Países que dividem quase 1,7 mil quilômetros de fronteiras, a maior parte em meio à densa Floresta Amazônica, ao Brasil e à Colômbia têm estreitado as relações diante de governos com espectros ideológicos parecidos: dos presidentes Luiz Inácio Lula da Silva (PT) e Gustavo Petro. Prova disso é a agenda iniciada pelo petista nesta terça-feira (16) em Bogotá, que vai tratar de temas como bioenergia, desenvolvimento sustentável e integração regional — o Brasil é o terceiro maior parceiro econômico do país, atrás apenas de EUA e China. Em 2023, as exportações brasileiras para a região totalizaram US$ 3,8 bilhões (R$ 20 bilhões).

"A Colômbia é um país que está se desenvolvendo rapidamente, também é um importante produtor de bens primários e vem modernizando a sua infraestrutura, especialmente em transporte e energia. A população desfruta de um elevado nível de desenvolvimento humano (IDH de 0,767, superior ao do Brasil, que é 0,760) e parte do território está na região Amazônica, uma das mais ricas fronteiras minerais do mundo. Acredito que seu objetivo [a visita do presidente Lula] seja atrair capital para explorar essas riquezas, e o Brasil tem empresas, capital e tecnologia que certamente devem interessar aos colombianos", resume Paulino.

A professora Marília Pimenta acrescenta que há uma grande expectativa para o vizinho de investimentos brasileiros no país, na esteira inclusive de um projeto enviado ao Congresso Nacional pelo presidente Lula para autorizar a retomada de financiamentos internacionais pelo Banco Nacional de Desenvolvimento Econômico e Social (BNDES).

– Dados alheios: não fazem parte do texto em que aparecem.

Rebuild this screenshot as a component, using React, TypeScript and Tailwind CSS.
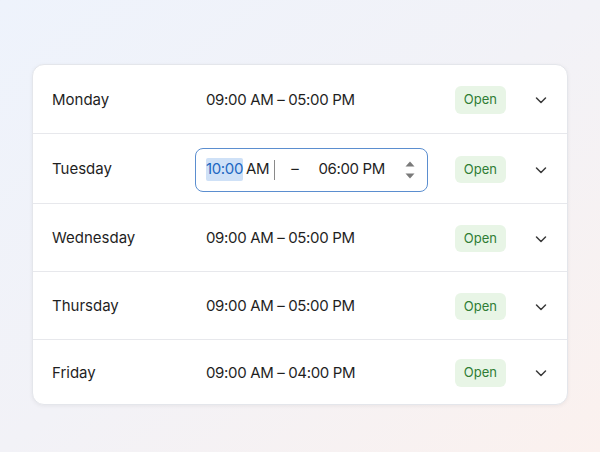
import React from 'react';

type Day = { name: string; from: string; to: string; h: string };

const days: Day[] = [
  { name: 'Monday', from: '09:00 AM', to: '05:00 PM', h: 'h-[69px]' },
  { name: 'Tuesday', from: '10:00 AM', to: '06:00 PM', h: 'h-[70px]' },
  { name: 'Wednesday', from: '09:00 AM', to: '05:00 PM', h: 'h-[68px]' },
  { name: 'Thursday', from: '09:00 AM', to: '05:00 PM', h: 'h-[68px]' },
  { name: 'Friday', from: '09:00 AM', to: '04:00 PM', h: 'h-[64px]' },
];

const Chevron = () => (
  <svg viewBox="0 0 12 12" className="h-3 w-3 text-[#3a3a3a]" fill="none" stroke="currentColor" strokeWidth="1.5" strokeLinecap="round" strokeLinejoin="round">
    <path d="M1.5 4l4.5 4.5L10.5 4" />
  </svg>
);

const TimeEditor = () => (
  <div className="-ml-[11px] flex h-[44px] w-[233px] items-center rounded-lg border border-[#5b8ecf] bg-white pl-[10px] pr-[11px] tracking-[-0.35px]">
    <span className="rounded-[2px] bg-[#cfe1f7] text-[#1d67c2]">10:00</span>
    <span className="ml-[3px]">AM</span>
    <span className="ml-[5px] h-[20px] w-px bg-[#8a8a8a]" />
    <span className="ml-[16px]">–</span>
    <span className="ml-[20px]">06:00 PM</span>
    <svg viewBox="0 0 12 24" className="ml-auto h-[24px] w-[12px]" fill="#7a7a7a">
      <path d="M6 3.5l4.5 5h-9z" />
      <path d="M6 20.5l4.5-5h-9z" />
    </svg>
  </div>
);

export default function App() {
  return (
    <div
      className="flex min-h-[452px] w-full items-start justify-center bg-gradient-to-br from-[#eef3fc] via-[#f2f2f7] to-[#fbf1ee] pt-[64px]"
      style={{ fontFamily: 'Inter, "Noto Sans", sans-serif' }}
    >
      <div className="w-[536px] overflow-hidden rounded-xl border border-[#e4e6eb] bg-white shadow-[0_1px_4px_rgba(0,0,0,0.06)]">
        {days.map((d, i) => (
          <div
            key={d.name}
            className={`flex ${d.h} items-center pl-[19px] pr-5 pt-[2px] text-[15px] text-[#1f1f1f] ${i < days.length - 1 ? 'border-b border-[#e7e8ec]' : ''}`}
          >
            <div className="w-[154px]">{d.name}</div>
            <div className="flex-1">
              {d.name === 'Tuesday' ? (
                <TimeEditor />
              ) : (
                <span className="tracking-[-0.35px]">
                  {d.from} – {d.to}
                </span>
              )}
            </div>
            <span className="rounded-md bg-[#e8f5e6] px-[9px] py-[4px] text-[13px] text-[#2f7d35]">Open</span>
            <div className="ml-[29px] flex w-[12px] justify-center">
              <Chevron />
            </div>
          </div>
        ))}
      </div>
    </div>
  );
}
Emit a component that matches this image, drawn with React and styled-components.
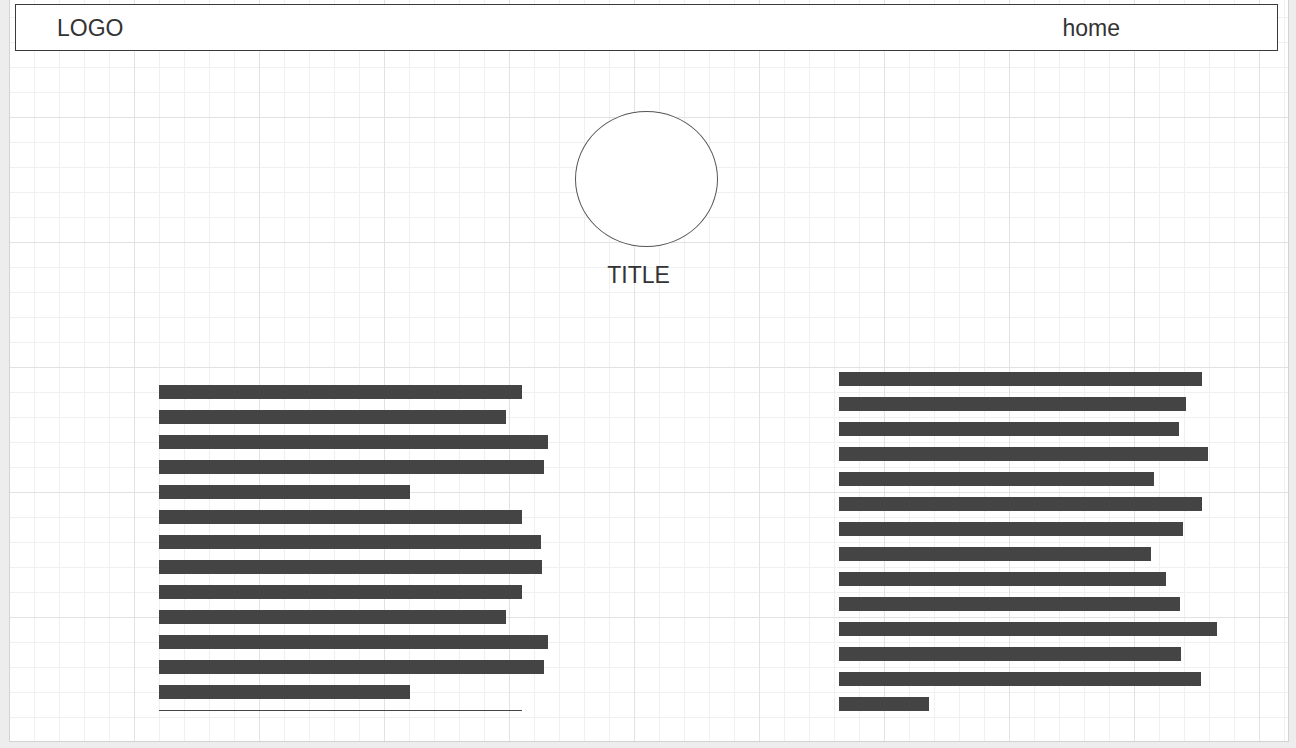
import React from 'react';
import styled, { createGlobalStyle } from 'styled-components';

const GlobalStyle = createGlobalStyle`
  html, body {
    margin: 0;
    padding: 0;
    background: #ededed;
  }
  body {
    font-family: "Liberation Sans", Arial, sans-serif;
    color: #333333;
  }
`;

const Canvas = styled.div`
  box-sizing: border-box;
  margin-left: 9px;
  width: 1280px;
  height: 742px;
  display: flex;
  flex-direction: column;
  background-color: #ffffff;
  background-image:
    linear-gradient(to right, #e2e2e2 1px, transparent 1px),
    linear-gradient(to bottom, #e2e2e2 1px, transparent 1px),
    linear-gradient(to right, #f0f0f0 1px, transparent 1px),
    linear-gradient(to bottom, #f0f0f0 1px, transparent 1px);
  background-size: 125px 100%, 100% 125px, 25px 100%, 100% 25px;
  background-position: 0 -8px;
  background-origin: border-box;
  border-left: 1px solid #d3d3d3;
  border-right: 1px solid #d3d3d3;
  border-bottom: 1px solid #d3d3d3;
  overflow: hidden;
`;

const Header = styled.header`
  box-sizing: border-box;
  margin: 4px 10px 0 5px;
  height: 47px;
  display: flex;
  align-items: center;
  justify-content: space-between;
  padding: 0 157px 0 41px;
  background: #ffffff;
  border: 1px solid #3a3a3a;
`;

const NavText = styled.span`
  font-size: 23px;
  line-height: 26px;
  color: #333333;
`;

const Hero = styled.section`
  display: flex;
  flex-direction: column;
  align-items: center;
  margin-top: 60px;
`;

const Avatar = styled.div`
  box-sizing: border-box;
  width: 143px;
  height: 136px;
  margin-right: 5px;
  border: 1px solid #555555;
  border-radius: 50%;
  background: #ffffff;
`;

const Title = styled.h1`
  margin: 15px 21px 0 0;
  font-size: 23px;
  line-height: 26px;
  font-weight: normal;
  color: #333333;
`;

const Columns = styled.section`
  display: grid;
  grid-template-columns: 680px 1fr;
  align-items: start;
  margin-top: 84px;
  padding-left: 149px;
`;

const TextBlock = styled.div`
  display: flex;
  flex-direction: column;
  gap: 11px;
  padding-top: ${(p) => p.$offset || 0}px;
`;

const Bar = styled.div`
  height: 14px;
  background: #444444;
`;

const Rule = styled.div`
  height: 1px;
  background: #444444;
`;

const leftBars = [363, 347, 389, 385, 251, 363, 382, 383, 363, 347, 389, 385, 251];
const rightBars = [363, 347, 340, 369, 315, 363, 344, 312, 327, 341, 378, 342, 362, 90];

export default function App() {
  return (
    <>
      <GlobalStyle />
      <Canvas>
        <Header>
          <NavText>LOGO</NavText>
          <NavText>home</NavText>
        </Header>
        <Hero>
          <Avatar />
          <Title>TITLE</Title>
        </Hero>
        <Columns>
          <TextBlock $offset={13}>
            {leftBars.map((w, i) => (
              <Bar key={i} style={{ width: w }} />
            ))}
            <Rule style={{ width: 363 }} />
          </TextBlock>
          <TextBlock>
            {rightBars.map((w, i) => (
              <Bar key={i} style={{ width: w }} />
            ))}
          </TextBlock>
        </Columns>
      </Canvas>
    </>
  );
}
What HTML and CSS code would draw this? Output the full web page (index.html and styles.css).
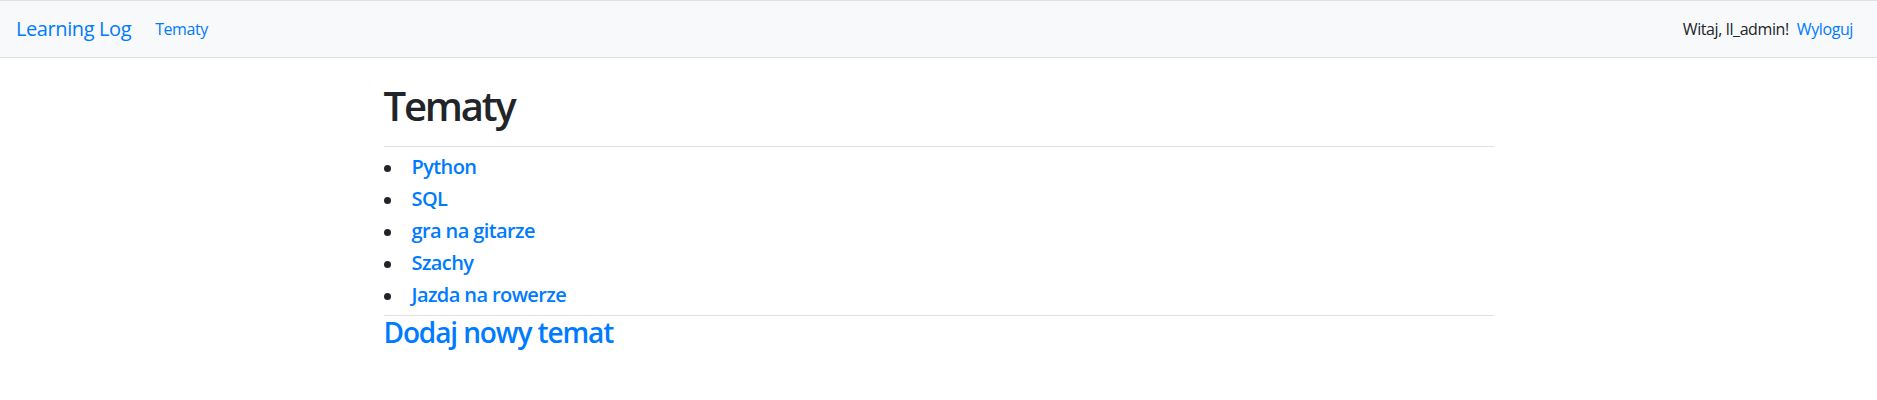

"Este ano é um ano importante para que esses projetos sejam retomados, principalmente pensando na urgência que o Brasil tem de liderar a região, em projetos de financiamento, investimentos, numa maior relação com os países da América do Sul, porque não há espaço vazio. E me parece que é fundamental que agora o Lula olhe com mais cuidado para a América do Sul, pensando aí nesses eventos recentes da Venezuela, com relação à Guiana, também nesse esmorecimento, né, pelo bloqueio da relação diplomática entre o México e o Equador. A Colômbia acende como um país-chave nessa cooperação", finaliza.